TASK GOAL — Each line from the top of the listing through the one holding "import clsx from" should be restated word for word, with nothing added and no pictures.

## Start DATA SECTION

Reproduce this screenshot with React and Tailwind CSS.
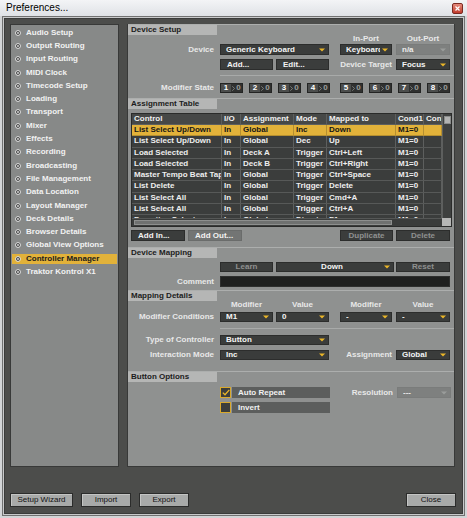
import clsx from "clsx";

const menu = [
  "Audio Setup",
  "Output Routing",
  "Input Routing",
  "MIDI Clock",
  "Timecode Setup",
  "Loading",
  "Transport",
  "Mixer",
  "Effects",
  "Recording",
  "Broadcasting",
  "File Management",
  "Data Location",
  "Layout Manager",
  "Deck Details",
  "Browser Details",
  "Global View Options",
  "Controller Manager",
  "Traktor Kontrol X1",
];

const colW = ["w-[90px]", "w-[19px]", "w-[53px]", "w-[33px]", "w-[69px]", "w-[28px]", "w-[18px]"];
const head = ["Control", "I/O", "Assignment", "Mode", "Mapped to", "Cond1", "Cond2"];

const rows = [
  ["List Select Up/Down", "In", "Global", "Inc", "Down", "M1=0", ""],
  ["List Select Up/Down", "In", "Global", "Dec", "Up", "M1=0", ""],
  ["Load Selected", "In", "Deck A", "Trigger", "Ctrl+Left", "M1=0", ""],
  ["Load Selected", "In", "Deck B", "Trigger", "Ctrl+Right", "M1=0", ""],
  ["Master Tempo Beat Tap", "In", "Global", "Trigger", "Ctrl+Space", "M1=0", ""],
  ["List Delete", "In", "Global", "Trigger", "Delete", "M1=0", ""],
  ["List Select All", "In", "Global", "Trigger", "Cmd+A", "M1=0", ""],
  ["List Select All", "In", "Global", "Trigger", "Ctrl+A", "M1=0", ""],
  ["Favorites Selector", "In", "Global", "Direct", "F1", "M1=0", ""],
];

const Bullet = () => (
  <svg width="6" height="6" viewBox="0 0 6 6" className="shrink-0">
    <circle cx="3" cy="3" r="2.4" fill="#2c2d2c" stroke="#ececec" strokeWidth="1" />
    <circle cx="3" cy="3" r="0.9" fill="#ececec" />
  </svg>
);

function Drop({ w, text, off, center }) {
  return (
    <div
      className={clsx(
        "h-full flex items-center pl-[5px] pr-[3px] shrink-0 border border-[#2c2d2c]",
        w,
        off ? "bg-[#7e807f] text-[#ececec] border-[#7a7c7b]" : "bg-[#3a3c3b] text-[#f4f4f4]"
      )}
    >
      <span className={clsx("flex-1 overflow-hidden whitespace-nowrap text-[8px] font-bold leading-none", center && "text-center")}>
        {text}
      </span>
      <svg width="6" height="4" viewBox="0 0 6 4" className="ml-[2px] shrink-0">
        <path d="M0 0.5H6L3 3.5Z" fill={off ? "#9a9c9b" : "#eab628"} />
      </svg>
    </div>
  );
}

function Btn({ w, text, off, light, center }) {
  return (
    <div
      className={clsx(
        "h-full flex items-center shrink-0 text-[8px] font-bold leading-none whitespace-nowrap border",
        w,
        center ? "justify-center" : "pl-[6px]",
        light ? "bg-[#737574] border-[#6a6c6b]" : "bg-[#3b3d3c] border-[#2c2d2c]",
        off ? "text-[#8f9190]" : "text-[#f2f2f2]"
      )}
    >
      {text}
    </div>
  );
}

function Mod({ n }) {
  return (
    <div className="w-[23px] h-full flex items-center bg-[#303130] border border-[#242524] shrink-0">
      <div className="w-[10px] h-full bg-[#4c4e4d] flex items-center justify-center text-[8px] font-bold text-white leading-none">
        {n}
      </div>
      <svg width="3" height="5" viewBox="0 0 3 5" className="ml-[1px]">
        <path d="M0.3 0.3L2.6 2.5L0.3 4.7" fill="none" stroke="#8c8e8d" strokeWidth="0.8" />
      </svg>
      <span className="flex-1 text-center text-[8px] font-bold text-[#9c9e9d] leading-none">0</span>
    </div>
  );
}

function Label({ w = "w-[86px]", children }) {
  return (
    <div className={clsx("shrink-0 text-right text-[8px] font-bold leading-none whitespace-nowrap text-[#e8e8e8]", w)}>
      {children}
    </div>
  );
}

function Section({ title, className, children }) {
  return (
    <div className={clsx("border-t border-[#acaead] flex flex-col", className)}>
      <div className="w-[89px] h-[10px] bg-[#b5b6b5] pl-[3px] flex items-center text-[8px] font-bold leading-none text-[#1c1c1c]">
        {title}
      </div>
      {children}
    </div>
  );
}

const Sep = ({ className }) => <div className={clsx("ml-[92px] h-[1px] bg-[#a8aaa9]", className)} />;

function Table() {
  return (
    <div className="ml-[3px] w-[321px] h-[114px] border border-[#2a2b2a] flex flex-col bg-[#3b3d3c]">
      <div className="flex h-[104px]">
        <div className="w-[310px] flex flex-col overflow-hidden">
          <div className="h-[11px] flex shrink-0 bg-[#464847] border-b border-[#5d5f5e] text-[#f0f0f0]">
            {head.map((h, i) => (
              <div
                key={h}
                className={clsx(
                  "h-full shrink-0 overflow-hidden whitespace-nowrap pl-[2px] border-r border-[#5d5f5e] flex items-center text-[8px] font-bold leading-none",
                  colW[i]
                )}
              >
                {h}
              </div>
            ))}
          </div>
          {rows.map((r, ri) => {
            const sel = ri === 0;
            return (
              <div
                key={ri}
                className={clsx(
                  "h-[11.25px] flex shrink-0 border-b",
                  sel ? "bg-[#e2b23a] text-[#151515] border-[#b58f30]" : "text-[#eeeeee] border-[#575958]"
                )}
              >
                {r.map((c, i) => (
                  <div
                    key={i}
                    className={clsx(
                      "h-full shrink-0 overflow-hidden whitespace-nowrap pl-[2px] border-r flex items-center text-[8px] font-bold leading-none",
                      colW[i],
                      sel ? "border-[#b58f30]" : "border-[#5d5f5e]"
                    )}
                  >
                    {c}
                  </div>
                ))}
              </div>
            );
          })}
        </div>
        <div className="w-[9px] bg-[#3e403f] border-l border-[#5d5f5e] flex flex-col items-center pt-[2px]">
          <div className="w-[7px] h-[8px] bg-[#b2b3b2] border border-[#8a8c8b]" />
        </div>
      </div>
      <div className="flex h-[8px]">
        <div className="w-[310px] bg-[#3a3c3b] border-t border-[#555756] pl-[2px] pt-[1px]">
          <div className="w-[258px] h-[5px] bg-[#6f7170] border border-[#8d8f8e]" />
        </div>
        <div className="w-[9px] bg-[#b6b7b6]" />
      </div>
    </div>
  );
}

export default function App() {
  return (
    <div className="w-[467px] h-[518px] flex flex-col bg-[#d6d9dc] font-['Liberation_Sans',Arial,sans-serif] overflow-hidden">
      <div className="h-[16px] shrink-0 flex items-center justify-between pl-[6px] pr-[4px] bg-linear-to-b from-[#f3f4f6] to-[#dfe2e6]">
        <span className="text-[10px] leading-none text-black font-['Liberation_Sans_Narrow','Liberation_Sans',sans-serif]">
          Preferences...
        </span>
        <div className="w-[11px] h-[11px] rounded-[2px] bg-linear-to-b from-[#e48a7c] to-[#c0392b] border border-[#7c2a22] flex items-center justify-center">
          <svg width="5" height="5" viewBox="0 0 5 5">
            <path d="M0.5 0.5L4.5 4.5M4.5 0.5L0.5 4.5" stroke="#fff" strokeWidth="1.2" />
          </svg>
        </div>
      </div>

      <div className="flex-1 flex flex-col border-x-2 border-b-2 border-[#d3d5d7]">
        <div className="flex-1 flex flex-col border border-[#707171]">
          <div className="flex-1 flex flex-col border border-[#c8c9ca]">
            <div className="flex-1 flex flex-col bg-[#4c4d4b] border border-[#3a3b3a] pl-[5px] pr-[5px] pt-[5px]">
              <div className="flex h-[443px] gap-[8px]">
                {/* sidebar */}
                <div className="w-[109px] h-full bg-[#878988] border border-[#383938] pt-[1px] flex flex-col">
                  {menu.map((m) => {
                    const on = m === "Controller Manager";
                    return (
                      <div key={m} className="h-[13.3px] shrink-0 flex items-center px-[1px]">
                        <div
                          className={clsx(
                            "h-[10px] w-full flex items-center pl-[3px] gap-[5px] text-[8px] font-bold leading-none whitespace-nowrap",
                            on ? "bg-[#e2b23a] text-[#1a1a1a]" : "text-[#f2f2f2]"
                          )}
                        >
                          <Bullet />
                          {m}
                        </div>
                      </div>
                    );
                  })}
                </div>

                {/* main panel */}
                <div className="w-[328px] h-full bg-[#8f9190] border-x border-b border-[#383938] flex flex-col">
                  <Section title="Device Setup" className="pb-[5px]">
                    <div className="h-[8px] flex items-center ml-[212px] text-[8px] font-bold leading-none text-[#e8e8e8]">
                      <div className="w-[52px] text-center">In-Port</div>
                      <div className="w-[54px] ml-[4px] text-center">Out-Port</div>
                    </div>
                    <div className="h-[11px] mt-[1px] flex items-center">
                      <Label>Device</Label>
                      <div className="ml-[6px] h-full flex">
                        <Drop w="w-[109px]" text="Generic Keyboard" />
                        <div className="ml-[11px]" />
                        <Drop w="w-[52px]" text="Keyboard" />
                        <div className="ml-[4px]" />
                        <Drop w="w-[54px]" text="n/a" off />
                      </div>
                    </div>
                    <div className="h-[11px] mt-[4px] flex items-center">
                      <Label />
                      <div className="ml-[6px] h-full flex items-center">
                        <Btn w="w-[53px]" text="Add..." />
                        <div className="ml-[3px]" />
                        <Btn w="w-[53px]" text="Edit..." />
                        <div className="ml-[11px]" />
                        <Label w="w-[52px]">Device Target</Label>
                        <div className="ml-[4px]" />
                        <Drop w="w-[54px]" text="Focus" />
                      </div>
                    </div>
                    <Sep className="mt-[5px]" />
                    <div className="h-[10px] mt-[7px] flex items-center">
                      <Label>Modifier State</Label>
                      <div className="ml-[6px] h-full flex gap-[6px]">
                        <Mod n="1" />
                        <Mod n="2" />
                        <Mod n="3" />
                        <Mod n="4" />
                      </div>
                      <div className="ml-[10px] h-full flex gap-[6px]">
                        <Mod n="5" />
                        <Mod n="6" />
                        <Mod n="7" />
                        <Mod n="8" />
                      </div>
                    </div>
                  </Section>

                  <Section title="Assignment Table" className="pb-[6px]">
                    <div className="mt-[4px]">
                      <Table />
                    </div>
                    <div className="h-[11px] mt-[3px] ml-[3px] flex">
                      <Btn w="w-[54px]" text="Add In..." />
                      <div className="ml-[3px]" />
                      <Btn w="w-[54px]" text="Add Out..." light />
                      <div className="ml-[98px]" />
                      <Btn w="w-[53px]" text="Duplicate" off center />
                      <div className="ml-[3px]" />
                      <Btn w="w-[54px]" text="Delete" off center />
                    </div>
                  </Section>

                  <Section title="Device Mapping" className="pb-[3px]">
                    <div className="h-[10px] mt-[4px] ml-[92px] flex">
                      <Btn w="w-[53px]" text="Learn" off center />
                      <div className="ml-[3px]" />
                      <Drop w="w-[118px]" text="Down" center />
                      <div className="ml-[2px]" />
                      <Btn w="w-[54px]" text="Reset" off center />
                    </div>
                    <div className="h-[11px] mt-[4px] flex items-center">
                      <Label>Comment</Label>
                      <div className="ml-[6px] w-[230px] h-full bg-[#1f201f] border border-[#2e2f2e]" />
                    </div>
                  </Section>

                  <Section title="Mapping Details" className="pb-[11px]">
                    <div className="h-[8px] flex items-center ml-[92px] text-[8px] font-bold leading-none text-[#e8e8e8]">
                      <div className="w-[53px] text-center">Modifier</div>
                      <div className="w-[53px] ml-[3px] text-center">Value</div>
                      <div className="w-[52px] ml-[11px] text-center">Modifier</div>
                      <div className="w-[54px] ml-[4px] text-center">Value</div>
                    </div>
                    <div className="h-[10px] mt-[3px] flex items-center">
                      <Label>Modifier Conditions</Label>
                      <div className="ml-[6px] h-full flex">
                        <Drop w="w-[53px]" text="M1" />
                        <div className="ml-[3px]" />
                        <Drop w="w-[53px]" text="0" />
                        <div className="ml-[11px]" />
                        <Drop w="w-[52px]" text="-" />
                        <div className="ml-[4px]" />
                        <Drop w="w-[54px]" text="-" />
                      </div>
                    </div>
                    <Sep className="mt-[6px]" />
                    <div className="h-[10px] mt-[6px] flex items-center">
                      <Label>Type of Controller</Label>
                      <div className="ml-[6px] h-full flex">
                        <Drop w="w-[109px]" text="Button" />
                      </div>
                    </div>
                    <div className="h-[10px] mt-[5px] flex items-center">
                      <Label>Interaction Mode</Label>
                      <div className="ml-[6px] h-full flex items-center">
                        <Drop w="w-[109px]" text="Inc" />
                        <div className="ml-[11px]" />
                        <Label w="w-[52px]">Assignment</Label>
                        <div className="ml-[4px]" />
                        <Drop w="w-[54px]" text="Global" />
                      </div>
                    </div>
                  </Section>

                  <Section title="Button Options" className="flex-1">
                    <div className="h-[11px] mt-[5px] ml-[92px] flex items-center">
                      <div className="w-[11px] h-[11px] border border-[#d9a92c] bg-[#3b3d3c] flex items-center justify-center">
                        <svg width="8" height="7" viewBox="0 0 8 7">
                          <path d="M0.8 3.6L3 5.8L7.3 0.9" fill="none" stroke="#eab628" strokeWidth="1.3" />
                        </svg>
                      </div>
                      <div className="ml-[1px] w-[98px] h-full bg-[#5c5e5d] pl-[6px] flex items-center text-[8px] font-bold leading-none text-[#f0f0f0]">
                        Auto Repeat
                      </div>
                      <div className="ml-[11px]" />
                      <Label w="w-[52px]">Resolution</Label>
                      <div className="ml-[4px] h-full flex">
                        <Drop w="w-[54px]" text="---" off />
                      </div>
                    </div>
                    <div className="h-[11px] mt-[4px] ml-[92px] flex items-center">
                      <div className="w-[11px] h-[11px] border border-[#d9a92c] bg-[#3b3d3c]" />
                      <div className="ml-[1px] w-[98px] h-full bg-[#5c5e5d] pl-[6px] flex items-center text-[8px] font-bold leading-none text-[#f0f0f0]">
                        Invert
                      </div>
                    </div>
                  </Section>
                </div>
              </div>

              {/* footer buttons */}
              <div className="h-[14px] mt-[26px] flex text-[8px] leading-none text-[#111]">
                {[
                  ["Setup Wizard", "w-[63px]", ""],
                  ["Import", "w-[50px]", "ml-[8px]"],
                  ["Export", "w-[50px]", "ml-[8px]"],
                ].map(([t, w, m]) => (
                  <div
                    key={t}
                    className={clsx(
                      "h-full flex items-center justify-center bg-[#a8aaa9] border border-[#2b2c2b] shadow-[inset_1px_1px_0_#c4c5c4]",
                      w,
                      m
                    )}
                  >
                    {t}
                  </div>
                ))}
                <div className="ml-auto mr-[1px] w-[50px] h-full flex items-center justify-center bg-[#a8aaa9] border border-[#2b2c2b] shadow-[inset_1px_1px_0_#c4c5c4]">
                  Close
                </div>
              </div>
            </div>
          </div>
        </div>
      </div>
    </div>
  );
}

## End DATA SECTION

RESULT OF THIS EXERCISE —
Reproduce this screenshot with React and Tailwind CSS.
import clsx from "clsx";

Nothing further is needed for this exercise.